The second part makes the assumption that the (possible) inquiry into the conduct of ministers before and after the war will be a certainty, but there does seem to be prepatory work and agreements on the makeup of the inquiry by the parties.

Terrorism Bill

The tories and lib dems are slavishly repeating the mantra that the only thing of concern to civil liberties in the terrorism bill is the 90-day without trial issue. This narrowing of the debate successfully misdirects energies of those concerned, gives the illusion of a healthy parliament and will eventually reward the government with most if not all of what it wants. The 90-day thing would be really nice for them, but for that they are prepared to wait another day.

There are equally more dangerous and disturbing issues in the terrorism bill such as the broad definition on the incitement to terrorism. We understand the zealous use by Labour of existing and recent powers to beat down the anti-war protesters and other freedoms of speech. Isn't it likely that many anti-war outfits will go down under intense media speculation and/or police arrests or investigations using the 'indirect or other inducements' to terrorism to be criminalised in this bill, thus narrowing down the menu of possible anti-war groups to those controlled or influenced by the government such as the Muslim Association of Britain.

A strategy for the anti-war camp - time to take back the agenda

According to the Sunday Times, Sunday 6th November

[ http://www.afterdowningstreet.org/?q=node/4478]

MPs from all the three main parties are set to call for an inquiry into the "conduct of ministers both before and after the war". This commons committee "comprising seven privy counsellors, would have the power to see all sensitive documents and call any British witnesses, including intelligence chiefs ".
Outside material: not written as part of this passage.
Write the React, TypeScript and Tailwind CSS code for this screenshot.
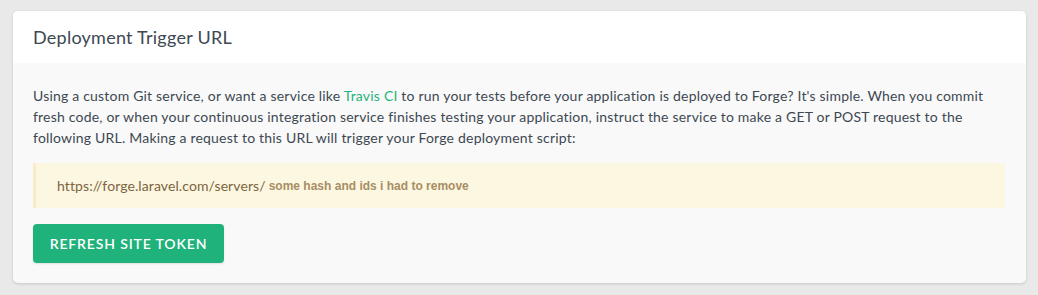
export default function App() {
  return (
    <div className="min-h-[295px] bg-[#e9e9e9] pt-[11px] px-[12px] pb-[12px] font-['Lato','Noto_Sans',sans-serif]">
      <div className="w-[1013px] ml-[1px] overflow-hidden rounded-[5px] bg-[#f9f9f9] shadow-[0_1px_3px_rgba(0,0,0,0.15)]">
        <div className="flex h-[52px] items-center bg-white px-5">
          <h2 className="text-[18px] tracking-[0.25px] text-[#3d4852]">Deployment Trigger URL</h2>
        </div>
        <div className="px-5 pt-[22px] pb-[20px]">
          <p className="text-[14px] leading-[21px] tracking-[0.2px] text-[#3d4852]">
            Using a custom Git service, or want a service like{" "}
            <a className="text-[#1fb27a]">Travis CI</a> to run your tests before your
            application is deployed to Forge? It's simple. When you commit fresh code, or
            when your continuous integration service finishes testing your application,
            instruct the service to make a GET or POST request to the following URL. Making a
            request to this URL will trigger your Forge deployment script:
          </p>
          <div className="mt-[15px] flex h-[45px] w-[972px] items-center border-l-[3px] border-[#faebc8] bg-[#fcf7e1] pl-[21px]">
            <span className="text-[14px] tracking-[0.1px] text-[#7d6440]">
              https://forge.laravel.com/servers/
            </span>
            <span className="ml-[3px] font-['Liberation_Sans',sans-serif] text-[12px] font-bold text-[#a88d63]">
              some hash and ids i had to remove
            </span>
          </div>
          <button className="mt-[16px] h-[39px] w-[191px] rounded-[4px] bg-[#1fb27a] text-[14px] font-semibold tracking-[0.85px] text-white shadow-[0_1px_2px_rgba(0,0,0,0.1)]">
            REFRESH SITE TOKEN
          </button>
        </div>
      </div>
    </div>
  )
}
Yet, in the midst of the tories and lib dems performing establishment duties by playing the 'opposition' and narrowing the debate on the new terrorism bill to just that of the 90-day internment issue, where they will claim anything less than 90-days is a victory, but where anything more than the already anti-human 14 days would be a defeat for civil liberties. We are suppose to believe that these establishment parties have suddenly turned on Blair in such a dramatic way after over two years since the beginning of the war and the start of his failures there and six months after the publishing of the Downing Street Memos that apparently form a basis for their decision.

Instead of us risking this turning into a sham where most individuals will be only slightly burnt by exposures or otherwise exonerated and to the frustrations of anit-war protests who rightly believe that these fiendish creatures should be put behind bars for a very long time. Or this merely being a limited hangout designed to propel Gordon Brown to the Prime Ministership and the recommendations coming along as minor tweaks to the 'system'. We should, once the momentum in Parliament is under way and the process of choosing the commissioners has started, us in the anti-war movement should pour out onto the streets and demand to have at least one of our own on the committee with equitable powers to "see all sensitive documents and call any British witnesses, including intelligence chiefs" and not be checked or kept in place by any other members. If the parties show petty and immature intransigence over this it will merely expose the shame process for what it really is and all such parties will be guilty of not listening to the public.

The timing is crucial, we should only pounce after the process has passed all the hurdles in parliament, for if we act too early we could bury the process. We should probably not go for any figureheads of the anti-war movement like Galloway or Tony Benn as they might be compromised, but instead maybe someone from CASI, Voices in the Wilderness or the like. And any agreements of confidentiality between our choice or choices and the parliament should be reasonable and made public.


The downing street memos

After the first downing street memo that hooked us - which many of us believed was pretty close to the truth about "fixing intelligence and facts around the policy" but nevertheless repeated the mantra that they was little in the way of after war plan - they released seven, less damaging, softer memos that seemed to portray a government genuinely believing in WMD in Iraq.

Are we naive enough to believe that they had no plan for after the war, other than the divide and conquer they have put into effect. If they had a visible plan it would have set up a positive agenda which they would of have to live up to and be measured by at home, which would doom their colonial plans to failure. No plan, no firm expectations.

But don't worry establishment, after all the eight memos were merely photocopies sent to your Sunday Times with the originals conveniently destroyed.